WHAT THIS TASK INVOLVES
For each line in the data below that holds "screenshot", return a copy.

SOURCE RECORDS

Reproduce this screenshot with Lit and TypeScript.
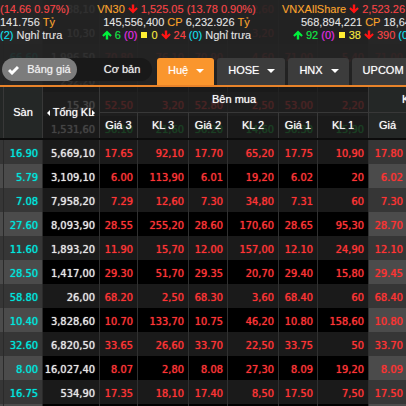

--

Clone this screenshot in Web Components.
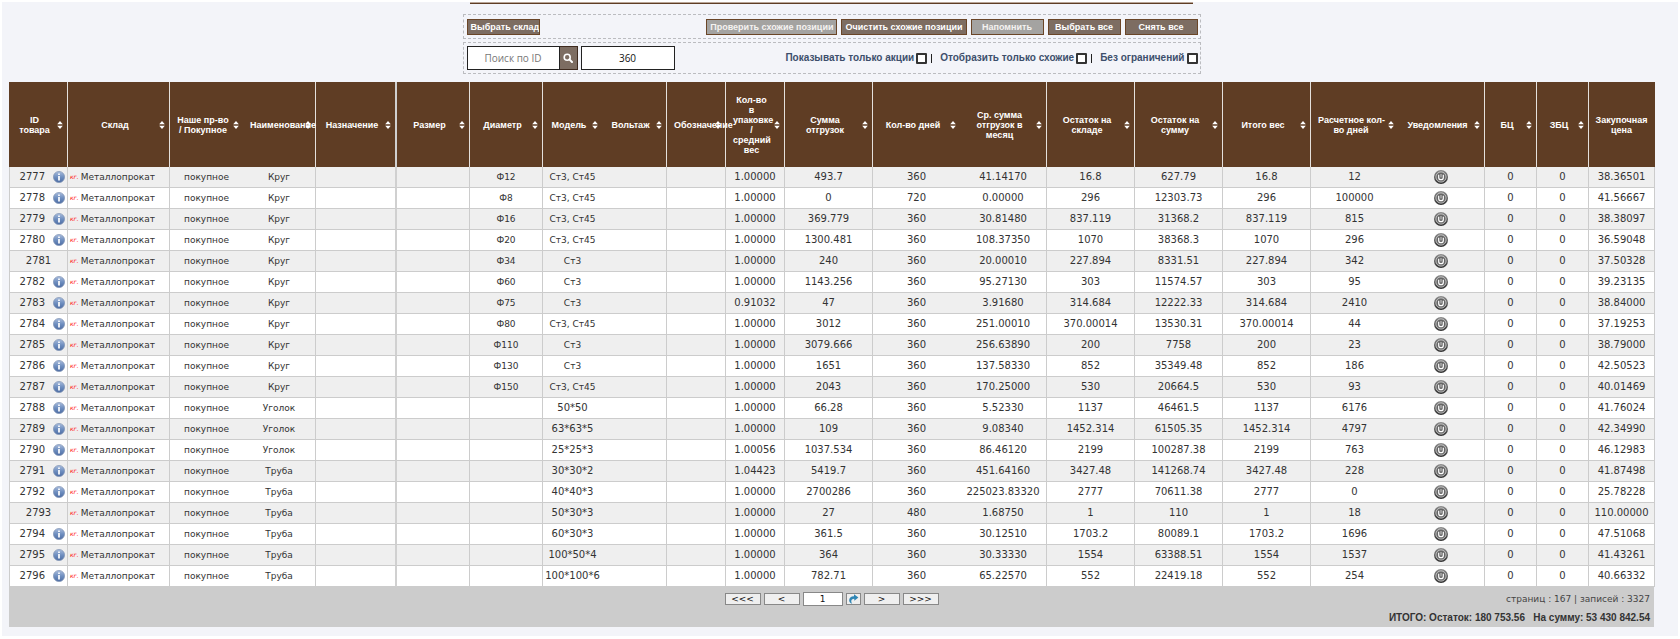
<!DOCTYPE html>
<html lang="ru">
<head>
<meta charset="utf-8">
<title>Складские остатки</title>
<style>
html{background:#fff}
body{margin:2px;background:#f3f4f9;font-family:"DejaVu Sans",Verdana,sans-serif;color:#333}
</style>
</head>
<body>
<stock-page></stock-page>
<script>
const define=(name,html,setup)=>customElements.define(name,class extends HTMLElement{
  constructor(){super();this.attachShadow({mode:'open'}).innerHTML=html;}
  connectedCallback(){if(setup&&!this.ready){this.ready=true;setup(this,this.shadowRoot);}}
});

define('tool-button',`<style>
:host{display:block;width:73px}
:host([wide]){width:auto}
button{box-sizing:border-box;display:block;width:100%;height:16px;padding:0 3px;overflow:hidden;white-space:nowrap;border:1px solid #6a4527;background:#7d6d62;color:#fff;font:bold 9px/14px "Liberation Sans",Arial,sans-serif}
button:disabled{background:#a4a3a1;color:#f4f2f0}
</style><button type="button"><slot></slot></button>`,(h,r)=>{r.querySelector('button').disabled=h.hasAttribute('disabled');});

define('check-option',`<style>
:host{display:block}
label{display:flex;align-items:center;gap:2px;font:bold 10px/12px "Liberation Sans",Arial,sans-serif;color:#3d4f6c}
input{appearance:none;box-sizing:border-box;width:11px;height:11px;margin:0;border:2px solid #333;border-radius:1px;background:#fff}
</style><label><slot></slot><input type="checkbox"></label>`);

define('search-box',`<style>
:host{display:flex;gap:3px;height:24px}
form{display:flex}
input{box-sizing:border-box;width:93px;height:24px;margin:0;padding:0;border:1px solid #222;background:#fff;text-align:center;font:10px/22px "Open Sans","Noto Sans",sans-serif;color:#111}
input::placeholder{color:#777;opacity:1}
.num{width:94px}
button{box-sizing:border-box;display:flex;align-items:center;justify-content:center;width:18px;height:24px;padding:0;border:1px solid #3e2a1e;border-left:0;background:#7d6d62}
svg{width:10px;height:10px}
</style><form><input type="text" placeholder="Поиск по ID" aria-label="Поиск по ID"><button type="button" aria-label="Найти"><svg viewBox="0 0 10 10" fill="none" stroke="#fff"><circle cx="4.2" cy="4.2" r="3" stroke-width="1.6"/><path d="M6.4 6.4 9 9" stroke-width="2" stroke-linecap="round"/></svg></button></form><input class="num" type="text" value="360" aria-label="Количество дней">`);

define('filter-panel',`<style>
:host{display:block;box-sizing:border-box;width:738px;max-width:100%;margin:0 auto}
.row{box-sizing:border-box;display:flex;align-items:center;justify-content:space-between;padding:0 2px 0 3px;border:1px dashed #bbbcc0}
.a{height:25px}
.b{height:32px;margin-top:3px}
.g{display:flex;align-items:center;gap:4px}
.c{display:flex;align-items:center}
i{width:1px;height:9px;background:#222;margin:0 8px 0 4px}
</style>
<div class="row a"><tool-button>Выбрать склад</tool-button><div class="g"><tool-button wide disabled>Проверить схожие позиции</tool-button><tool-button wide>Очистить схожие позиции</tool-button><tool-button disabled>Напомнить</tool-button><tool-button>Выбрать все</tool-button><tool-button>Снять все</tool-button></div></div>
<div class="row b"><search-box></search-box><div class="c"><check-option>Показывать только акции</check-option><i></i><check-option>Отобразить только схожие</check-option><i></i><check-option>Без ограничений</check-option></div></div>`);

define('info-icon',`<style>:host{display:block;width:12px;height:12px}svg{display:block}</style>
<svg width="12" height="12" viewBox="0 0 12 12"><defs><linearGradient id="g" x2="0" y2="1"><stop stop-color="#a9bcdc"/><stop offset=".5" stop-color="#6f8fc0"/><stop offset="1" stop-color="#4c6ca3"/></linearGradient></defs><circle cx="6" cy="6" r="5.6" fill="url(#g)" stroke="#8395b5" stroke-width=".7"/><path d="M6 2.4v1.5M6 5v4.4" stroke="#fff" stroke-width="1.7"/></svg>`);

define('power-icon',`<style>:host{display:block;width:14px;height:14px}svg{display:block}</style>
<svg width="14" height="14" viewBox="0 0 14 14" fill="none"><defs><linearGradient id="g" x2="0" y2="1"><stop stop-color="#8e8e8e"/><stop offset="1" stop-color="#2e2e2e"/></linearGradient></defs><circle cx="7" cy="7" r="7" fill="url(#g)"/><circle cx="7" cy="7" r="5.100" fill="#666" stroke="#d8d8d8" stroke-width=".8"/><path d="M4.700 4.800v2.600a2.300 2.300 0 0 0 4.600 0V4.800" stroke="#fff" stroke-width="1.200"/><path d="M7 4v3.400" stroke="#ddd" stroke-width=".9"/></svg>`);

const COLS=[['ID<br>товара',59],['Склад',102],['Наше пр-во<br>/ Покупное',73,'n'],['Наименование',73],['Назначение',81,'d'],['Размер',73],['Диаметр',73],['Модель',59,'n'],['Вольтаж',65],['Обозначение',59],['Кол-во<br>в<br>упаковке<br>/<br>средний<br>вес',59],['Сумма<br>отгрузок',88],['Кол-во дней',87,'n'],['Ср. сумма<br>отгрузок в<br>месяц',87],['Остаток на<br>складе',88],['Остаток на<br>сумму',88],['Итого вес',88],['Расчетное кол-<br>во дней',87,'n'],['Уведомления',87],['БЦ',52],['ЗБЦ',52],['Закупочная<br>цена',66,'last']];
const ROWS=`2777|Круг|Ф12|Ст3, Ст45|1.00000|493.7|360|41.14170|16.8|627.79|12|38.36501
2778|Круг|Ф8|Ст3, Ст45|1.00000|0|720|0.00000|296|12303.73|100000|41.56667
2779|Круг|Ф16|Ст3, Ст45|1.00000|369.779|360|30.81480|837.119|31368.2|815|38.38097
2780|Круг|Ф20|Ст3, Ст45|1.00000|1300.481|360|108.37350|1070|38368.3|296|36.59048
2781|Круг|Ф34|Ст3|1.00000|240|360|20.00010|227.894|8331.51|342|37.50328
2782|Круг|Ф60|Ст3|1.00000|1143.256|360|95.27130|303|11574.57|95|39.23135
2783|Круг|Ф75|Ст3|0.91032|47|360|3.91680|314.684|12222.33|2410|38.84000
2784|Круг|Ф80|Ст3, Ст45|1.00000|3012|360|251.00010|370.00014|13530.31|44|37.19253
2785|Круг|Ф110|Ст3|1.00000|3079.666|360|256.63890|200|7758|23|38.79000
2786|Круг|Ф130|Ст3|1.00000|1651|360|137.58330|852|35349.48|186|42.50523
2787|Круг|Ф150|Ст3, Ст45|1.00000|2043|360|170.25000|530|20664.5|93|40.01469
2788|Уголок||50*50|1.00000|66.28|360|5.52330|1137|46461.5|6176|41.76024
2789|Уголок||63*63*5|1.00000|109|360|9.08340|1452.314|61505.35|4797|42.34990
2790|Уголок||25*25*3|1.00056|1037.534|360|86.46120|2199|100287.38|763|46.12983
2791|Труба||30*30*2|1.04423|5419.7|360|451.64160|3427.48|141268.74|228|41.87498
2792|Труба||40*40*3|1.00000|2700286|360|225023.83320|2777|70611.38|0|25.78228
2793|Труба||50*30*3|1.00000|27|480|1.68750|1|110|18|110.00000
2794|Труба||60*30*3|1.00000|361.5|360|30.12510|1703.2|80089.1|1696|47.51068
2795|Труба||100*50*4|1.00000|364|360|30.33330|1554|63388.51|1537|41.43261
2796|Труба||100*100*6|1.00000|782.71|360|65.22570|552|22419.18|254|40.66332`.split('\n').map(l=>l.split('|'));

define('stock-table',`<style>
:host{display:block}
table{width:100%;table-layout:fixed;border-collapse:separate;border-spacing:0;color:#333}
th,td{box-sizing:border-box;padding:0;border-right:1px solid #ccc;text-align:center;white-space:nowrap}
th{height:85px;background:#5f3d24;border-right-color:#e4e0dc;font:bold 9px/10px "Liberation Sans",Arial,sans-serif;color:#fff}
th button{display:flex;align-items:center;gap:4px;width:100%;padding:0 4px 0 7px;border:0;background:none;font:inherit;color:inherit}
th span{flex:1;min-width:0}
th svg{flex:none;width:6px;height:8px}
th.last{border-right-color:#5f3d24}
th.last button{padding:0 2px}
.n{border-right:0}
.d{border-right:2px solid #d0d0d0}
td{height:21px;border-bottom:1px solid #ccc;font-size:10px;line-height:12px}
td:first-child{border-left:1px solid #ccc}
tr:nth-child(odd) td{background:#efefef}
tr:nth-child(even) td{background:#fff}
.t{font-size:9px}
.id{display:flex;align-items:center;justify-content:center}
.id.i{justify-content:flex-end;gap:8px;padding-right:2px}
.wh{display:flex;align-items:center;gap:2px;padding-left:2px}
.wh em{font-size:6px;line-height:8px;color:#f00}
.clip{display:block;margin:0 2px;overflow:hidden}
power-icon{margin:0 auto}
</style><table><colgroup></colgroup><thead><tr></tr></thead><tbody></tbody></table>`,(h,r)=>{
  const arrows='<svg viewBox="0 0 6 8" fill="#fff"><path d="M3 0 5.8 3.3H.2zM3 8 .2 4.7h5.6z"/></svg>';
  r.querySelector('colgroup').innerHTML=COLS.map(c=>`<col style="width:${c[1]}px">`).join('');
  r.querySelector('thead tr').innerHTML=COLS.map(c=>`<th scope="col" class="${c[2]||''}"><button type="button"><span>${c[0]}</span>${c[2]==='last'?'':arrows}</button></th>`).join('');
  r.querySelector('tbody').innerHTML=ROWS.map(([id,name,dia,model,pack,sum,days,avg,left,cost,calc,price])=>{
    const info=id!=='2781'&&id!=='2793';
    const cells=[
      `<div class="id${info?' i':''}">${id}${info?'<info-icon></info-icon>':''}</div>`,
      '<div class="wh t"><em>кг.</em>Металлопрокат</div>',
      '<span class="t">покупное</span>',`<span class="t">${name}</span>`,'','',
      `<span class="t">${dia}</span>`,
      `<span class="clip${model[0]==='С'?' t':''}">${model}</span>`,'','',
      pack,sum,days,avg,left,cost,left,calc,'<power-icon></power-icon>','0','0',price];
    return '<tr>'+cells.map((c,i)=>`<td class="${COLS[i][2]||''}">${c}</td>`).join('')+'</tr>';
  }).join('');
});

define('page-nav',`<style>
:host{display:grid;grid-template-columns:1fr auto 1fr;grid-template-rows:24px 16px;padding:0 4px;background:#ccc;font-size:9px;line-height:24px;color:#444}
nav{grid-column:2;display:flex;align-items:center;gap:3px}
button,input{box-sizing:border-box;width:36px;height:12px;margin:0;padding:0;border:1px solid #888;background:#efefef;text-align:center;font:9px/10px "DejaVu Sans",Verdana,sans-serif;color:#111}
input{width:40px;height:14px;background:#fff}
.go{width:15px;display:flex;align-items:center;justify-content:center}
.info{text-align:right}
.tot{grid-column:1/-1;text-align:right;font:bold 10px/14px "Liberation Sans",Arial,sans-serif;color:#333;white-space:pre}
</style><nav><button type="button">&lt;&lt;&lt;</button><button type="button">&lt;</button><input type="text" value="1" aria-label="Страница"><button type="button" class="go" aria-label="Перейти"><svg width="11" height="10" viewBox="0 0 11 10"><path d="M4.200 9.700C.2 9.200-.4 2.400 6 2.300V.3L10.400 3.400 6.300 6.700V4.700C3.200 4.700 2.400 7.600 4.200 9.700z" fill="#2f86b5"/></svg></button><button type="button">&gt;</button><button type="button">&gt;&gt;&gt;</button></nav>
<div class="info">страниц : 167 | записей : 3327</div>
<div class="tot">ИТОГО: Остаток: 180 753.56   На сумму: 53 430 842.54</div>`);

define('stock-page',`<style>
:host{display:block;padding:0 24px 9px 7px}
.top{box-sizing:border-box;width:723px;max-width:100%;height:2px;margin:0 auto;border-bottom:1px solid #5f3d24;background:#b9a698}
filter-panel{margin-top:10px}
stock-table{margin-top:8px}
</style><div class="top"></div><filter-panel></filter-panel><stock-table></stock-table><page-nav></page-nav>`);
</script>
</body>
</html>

SOLUTION TO THIS EXERCISE
Reproduce this screenshot with Lit and TypeScript.
Clone this screenshot in Web Components.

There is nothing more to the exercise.